Case Study: Why Users Abandoned Checkout Without Guest Access
- Philip Burgess
- Sep 24
- 2 min read
🎯 Background
An e-commerce retailer noticed unusually high shopping cart abandonment rates. Initial analytics showed a sharp drop-off at the account creation screen, raising questions about whether requiring registration was costing the business sales.
🔬 Research Goals
Understand why users abandoned their cart at checkout.
Evaluate the role of mandatory account creation in the decision to exit.

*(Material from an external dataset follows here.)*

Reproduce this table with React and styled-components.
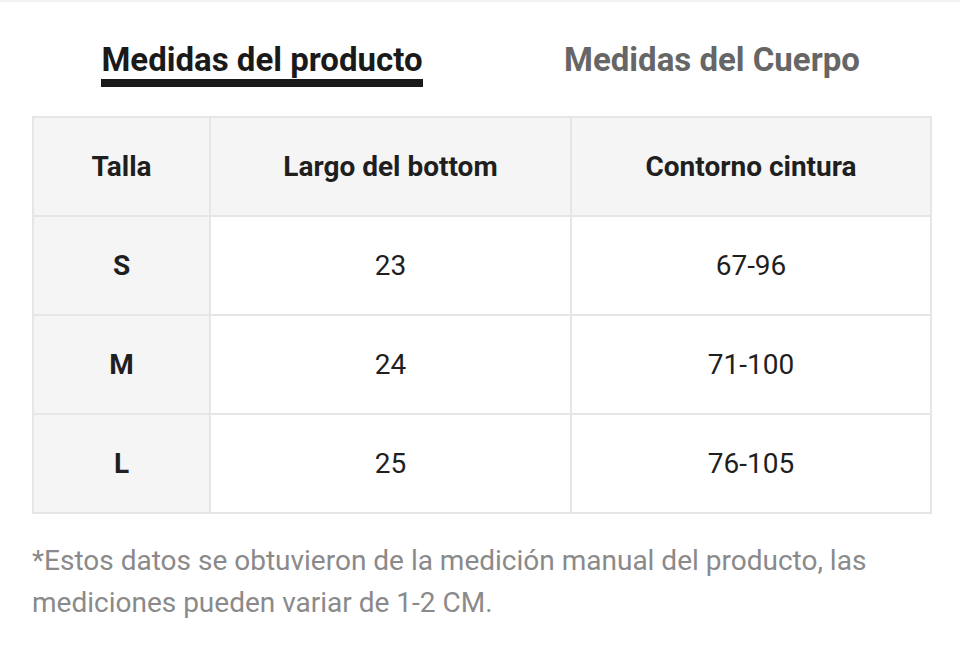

Identify opportunities to reduce friction and increase conversion.
🧪 Methods
Analytics Review
Funnel analysis revealed a 62% abandonment rate at the “Create Account” step.
Usability Testing
12 participants attempted to purchase an item.
9 expressed frustration at being forced to register.
Intercept Survey
Short survey on the cart page gathered responses from 500+ users.
Top frustration cited: “I don’t want to create an account just to check out.”
💡 Findings
Friction Point: Users saw account creation as unnecessary for a one-time or quick purchase.
Perception of Risk: Many felt sharing personal data required more trust than they had with a new retailer.
Comparison Effect: Several participants compared the experience unfavorably to competitors that allowed guest checkout.
📈 Impact of Change
The retailer introduced a Guest Checkout option, while still encouraging account creation post-purchase.
Cart abandonment decreased by 28% within the first 3 months.
Customer satisfaction scores rose by 15% on post-purchase surveys.
40% of guest users eventually created an account later, once trust was established.
✅ Recommendations
Always offer a guest checkout path to reduce friction.
Encourage—but don’t force—account creation by highlighting benefits (order tracking, faster future checkout, loyalty rewards).
Use progressive profiling: collect more data gradually as users build trust over time.
📝 Conclusion
Mandatory account creation created an unnecessary barrier, causing revenue loss and frustrating users. By offering guest checkout, the retailer balanced user freedom with long-term engagement, proving that reducing friction leads directly to business impact.